*** Data shown ***

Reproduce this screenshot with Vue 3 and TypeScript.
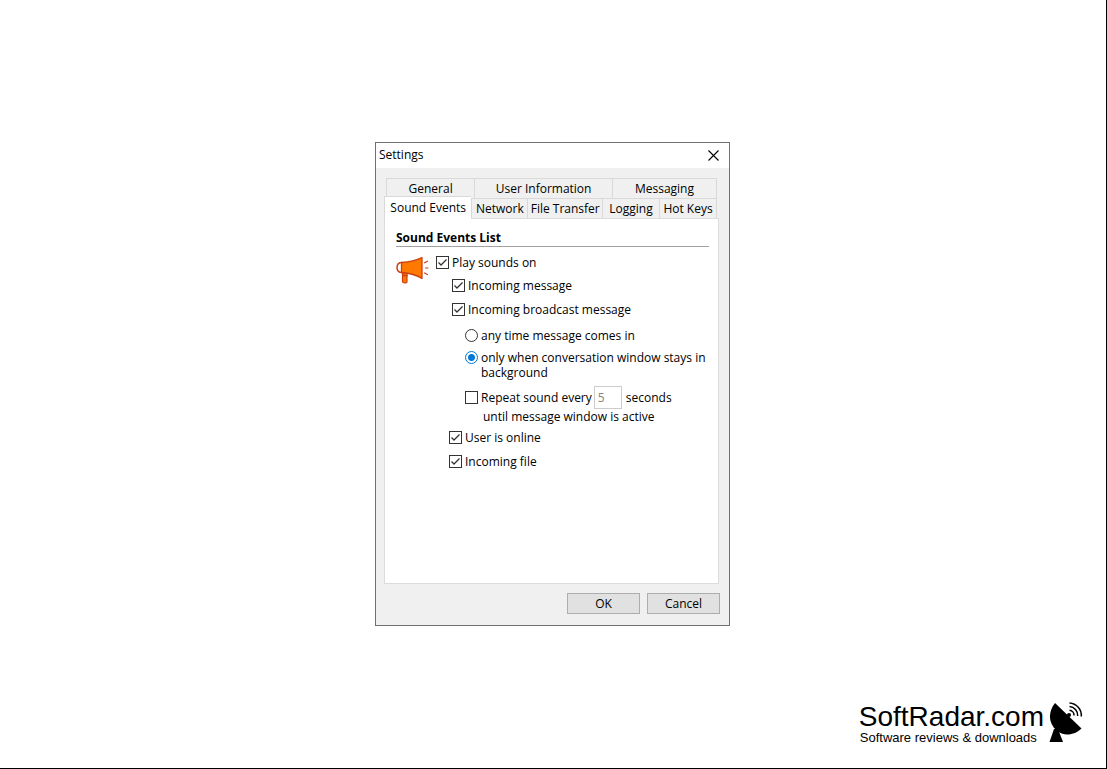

***
*** Data shown ***

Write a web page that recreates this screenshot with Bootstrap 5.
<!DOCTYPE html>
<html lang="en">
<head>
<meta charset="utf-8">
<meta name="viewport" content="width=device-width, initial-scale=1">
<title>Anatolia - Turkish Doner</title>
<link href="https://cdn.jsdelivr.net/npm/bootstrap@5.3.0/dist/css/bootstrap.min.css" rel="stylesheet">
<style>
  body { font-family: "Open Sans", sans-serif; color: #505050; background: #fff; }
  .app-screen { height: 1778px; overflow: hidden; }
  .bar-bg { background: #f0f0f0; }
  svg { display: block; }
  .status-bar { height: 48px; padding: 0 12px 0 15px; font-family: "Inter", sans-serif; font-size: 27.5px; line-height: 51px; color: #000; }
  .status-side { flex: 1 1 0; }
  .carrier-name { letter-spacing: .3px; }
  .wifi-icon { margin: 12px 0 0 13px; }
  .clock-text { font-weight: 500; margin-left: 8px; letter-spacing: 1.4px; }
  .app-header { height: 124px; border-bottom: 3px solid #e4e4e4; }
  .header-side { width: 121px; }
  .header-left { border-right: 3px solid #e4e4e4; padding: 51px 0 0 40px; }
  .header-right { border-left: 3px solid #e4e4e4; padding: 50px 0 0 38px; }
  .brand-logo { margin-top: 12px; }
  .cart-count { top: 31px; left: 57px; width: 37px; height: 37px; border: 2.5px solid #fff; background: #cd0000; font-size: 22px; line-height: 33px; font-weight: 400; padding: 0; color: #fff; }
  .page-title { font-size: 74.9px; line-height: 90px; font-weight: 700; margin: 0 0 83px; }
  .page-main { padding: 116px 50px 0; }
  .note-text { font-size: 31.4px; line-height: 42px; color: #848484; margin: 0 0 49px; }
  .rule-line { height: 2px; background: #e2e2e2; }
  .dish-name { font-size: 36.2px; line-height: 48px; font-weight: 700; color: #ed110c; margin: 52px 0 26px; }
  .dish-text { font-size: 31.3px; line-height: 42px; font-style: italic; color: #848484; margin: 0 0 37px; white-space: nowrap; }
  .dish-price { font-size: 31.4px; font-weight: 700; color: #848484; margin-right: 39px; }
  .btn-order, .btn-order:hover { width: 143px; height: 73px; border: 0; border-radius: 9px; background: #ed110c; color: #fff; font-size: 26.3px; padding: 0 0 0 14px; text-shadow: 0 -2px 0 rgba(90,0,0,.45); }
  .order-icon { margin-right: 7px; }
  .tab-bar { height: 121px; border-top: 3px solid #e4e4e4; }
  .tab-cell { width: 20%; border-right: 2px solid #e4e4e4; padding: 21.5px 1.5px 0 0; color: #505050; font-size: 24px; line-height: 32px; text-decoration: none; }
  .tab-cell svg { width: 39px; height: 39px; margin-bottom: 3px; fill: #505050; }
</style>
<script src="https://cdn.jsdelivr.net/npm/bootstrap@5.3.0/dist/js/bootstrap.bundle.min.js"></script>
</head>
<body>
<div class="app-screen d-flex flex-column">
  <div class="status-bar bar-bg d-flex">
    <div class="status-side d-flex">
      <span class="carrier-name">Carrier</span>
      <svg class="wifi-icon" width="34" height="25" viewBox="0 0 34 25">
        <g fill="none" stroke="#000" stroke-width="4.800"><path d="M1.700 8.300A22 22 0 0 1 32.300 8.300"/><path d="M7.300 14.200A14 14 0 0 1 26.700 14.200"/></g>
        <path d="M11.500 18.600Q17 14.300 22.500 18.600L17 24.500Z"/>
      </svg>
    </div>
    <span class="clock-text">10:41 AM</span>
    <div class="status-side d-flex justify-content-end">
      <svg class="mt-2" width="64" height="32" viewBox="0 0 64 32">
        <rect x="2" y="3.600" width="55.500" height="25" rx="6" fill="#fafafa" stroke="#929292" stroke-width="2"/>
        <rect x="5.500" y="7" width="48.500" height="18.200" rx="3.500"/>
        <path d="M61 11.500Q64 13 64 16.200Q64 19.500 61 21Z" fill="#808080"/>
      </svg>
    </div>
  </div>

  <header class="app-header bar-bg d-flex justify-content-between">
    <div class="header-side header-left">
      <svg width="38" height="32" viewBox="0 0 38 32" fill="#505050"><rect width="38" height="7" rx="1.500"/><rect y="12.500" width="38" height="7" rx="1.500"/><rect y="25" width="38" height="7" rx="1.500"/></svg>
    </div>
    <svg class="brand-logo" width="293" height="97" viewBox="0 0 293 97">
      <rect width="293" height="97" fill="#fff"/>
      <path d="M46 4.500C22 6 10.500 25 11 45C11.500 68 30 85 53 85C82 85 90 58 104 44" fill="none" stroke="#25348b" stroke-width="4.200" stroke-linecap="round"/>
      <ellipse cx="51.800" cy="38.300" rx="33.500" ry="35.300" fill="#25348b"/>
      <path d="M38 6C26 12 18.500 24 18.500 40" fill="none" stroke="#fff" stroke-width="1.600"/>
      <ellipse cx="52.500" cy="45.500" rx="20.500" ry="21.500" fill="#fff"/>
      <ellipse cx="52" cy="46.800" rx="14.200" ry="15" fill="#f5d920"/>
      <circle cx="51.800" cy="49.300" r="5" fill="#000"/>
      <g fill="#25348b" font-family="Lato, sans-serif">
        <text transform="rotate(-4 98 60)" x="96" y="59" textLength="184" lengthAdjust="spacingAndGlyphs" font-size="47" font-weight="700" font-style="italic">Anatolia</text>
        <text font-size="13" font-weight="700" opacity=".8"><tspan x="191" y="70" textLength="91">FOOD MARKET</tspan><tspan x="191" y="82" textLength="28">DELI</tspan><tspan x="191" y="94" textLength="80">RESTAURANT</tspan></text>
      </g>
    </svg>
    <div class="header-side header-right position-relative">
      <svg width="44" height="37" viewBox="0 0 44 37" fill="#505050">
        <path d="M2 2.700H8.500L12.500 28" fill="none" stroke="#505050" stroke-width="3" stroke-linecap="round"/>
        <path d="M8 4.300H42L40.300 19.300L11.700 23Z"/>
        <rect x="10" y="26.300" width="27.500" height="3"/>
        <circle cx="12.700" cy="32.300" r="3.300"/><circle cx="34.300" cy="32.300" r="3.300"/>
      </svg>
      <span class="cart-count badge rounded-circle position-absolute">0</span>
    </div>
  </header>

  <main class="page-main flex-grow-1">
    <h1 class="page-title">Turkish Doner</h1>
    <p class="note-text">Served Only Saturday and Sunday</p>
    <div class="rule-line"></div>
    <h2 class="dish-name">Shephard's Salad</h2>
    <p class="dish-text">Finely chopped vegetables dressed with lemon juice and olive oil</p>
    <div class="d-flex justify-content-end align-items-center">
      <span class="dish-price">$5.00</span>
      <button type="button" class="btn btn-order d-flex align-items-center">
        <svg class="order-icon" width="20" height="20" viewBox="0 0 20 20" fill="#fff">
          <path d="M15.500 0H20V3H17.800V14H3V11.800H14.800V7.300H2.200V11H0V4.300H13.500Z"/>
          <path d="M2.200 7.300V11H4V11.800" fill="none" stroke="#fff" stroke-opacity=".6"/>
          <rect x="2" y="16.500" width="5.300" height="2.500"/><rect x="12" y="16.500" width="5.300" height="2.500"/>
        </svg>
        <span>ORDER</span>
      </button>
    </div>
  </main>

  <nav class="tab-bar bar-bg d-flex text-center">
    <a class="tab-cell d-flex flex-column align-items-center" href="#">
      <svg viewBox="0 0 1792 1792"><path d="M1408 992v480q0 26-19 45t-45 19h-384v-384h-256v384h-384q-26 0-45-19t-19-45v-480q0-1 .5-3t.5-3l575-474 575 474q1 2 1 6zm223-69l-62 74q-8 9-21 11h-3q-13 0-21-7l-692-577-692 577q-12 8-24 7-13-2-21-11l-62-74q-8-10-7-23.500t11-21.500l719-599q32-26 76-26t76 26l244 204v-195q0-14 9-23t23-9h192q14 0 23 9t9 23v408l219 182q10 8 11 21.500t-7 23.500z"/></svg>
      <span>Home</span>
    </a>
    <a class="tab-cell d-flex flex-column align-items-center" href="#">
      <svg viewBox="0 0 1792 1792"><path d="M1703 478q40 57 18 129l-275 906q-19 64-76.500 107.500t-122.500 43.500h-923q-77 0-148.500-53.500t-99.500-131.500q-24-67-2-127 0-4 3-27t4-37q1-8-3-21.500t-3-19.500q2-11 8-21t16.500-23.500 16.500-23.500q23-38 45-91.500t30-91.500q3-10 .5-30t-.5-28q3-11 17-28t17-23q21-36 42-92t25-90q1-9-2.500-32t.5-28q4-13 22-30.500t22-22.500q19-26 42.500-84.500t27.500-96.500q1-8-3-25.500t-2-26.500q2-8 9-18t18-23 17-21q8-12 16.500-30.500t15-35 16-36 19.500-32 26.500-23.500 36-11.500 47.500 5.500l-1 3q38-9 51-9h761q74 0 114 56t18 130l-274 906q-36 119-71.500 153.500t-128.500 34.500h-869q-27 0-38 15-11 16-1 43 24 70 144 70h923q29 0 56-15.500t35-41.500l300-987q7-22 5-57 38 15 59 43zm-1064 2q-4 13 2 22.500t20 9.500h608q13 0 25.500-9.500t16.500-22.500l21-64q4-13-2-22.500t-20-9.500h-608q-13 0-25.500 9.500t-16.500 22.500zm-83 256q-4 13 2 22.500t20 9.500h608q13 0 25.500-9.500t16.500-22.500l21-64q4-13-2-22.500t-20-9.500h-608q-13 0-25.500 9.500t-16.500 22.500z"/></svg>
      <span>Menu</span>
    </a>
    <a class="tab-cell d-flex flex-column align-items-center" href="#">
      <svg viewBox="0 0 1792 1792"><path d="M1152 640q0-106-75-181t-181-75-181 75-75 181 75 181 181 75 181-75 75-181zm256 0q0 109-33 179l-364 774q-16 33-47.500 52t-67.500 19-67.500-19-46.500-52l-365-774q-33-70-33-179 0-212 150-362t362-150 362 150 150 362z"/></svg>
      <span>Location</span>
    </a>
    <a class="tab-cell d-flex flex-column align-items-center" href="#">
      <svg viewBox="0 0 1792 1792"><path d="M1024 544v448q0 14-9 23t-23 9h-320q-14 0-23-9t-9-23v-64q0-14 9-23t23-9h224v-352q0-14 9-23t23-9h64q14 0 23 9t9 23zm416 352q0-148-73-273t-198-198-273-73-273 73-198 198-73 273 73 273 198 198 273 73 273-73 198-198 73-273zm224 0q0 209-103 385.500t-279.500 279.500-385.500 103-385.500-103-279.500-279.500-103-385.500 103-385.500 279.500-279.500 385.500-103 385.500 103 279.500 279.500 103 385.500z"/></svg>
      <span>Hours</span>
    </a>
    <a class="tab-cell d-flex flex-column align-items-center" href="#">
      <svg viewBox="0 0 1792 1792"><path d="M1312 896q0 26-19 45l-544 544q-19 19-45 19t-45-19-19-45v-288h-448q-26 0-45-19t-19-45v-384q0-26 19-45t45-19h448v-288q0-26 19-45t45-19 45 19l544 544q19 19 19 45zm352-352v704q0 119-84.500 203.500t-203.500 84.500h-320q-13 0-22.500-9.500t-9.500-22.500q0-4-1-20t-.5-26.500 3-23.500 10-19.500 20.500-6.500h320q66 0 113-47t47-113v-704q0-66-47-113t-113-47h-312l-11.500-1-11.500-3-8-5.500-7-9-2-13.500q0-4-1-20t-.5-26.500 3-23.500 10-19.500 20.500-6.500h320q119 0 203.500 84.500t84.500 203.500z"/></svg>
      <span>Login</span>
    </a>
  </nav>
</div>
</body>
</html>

***

Exercise —
Go through the records and copy each line with "this" in it.

Task solution —
Reproduce this screenshot with Vue 3 and TypeScript.
Write a web page that recreates this screenshot with Bootstrap 5.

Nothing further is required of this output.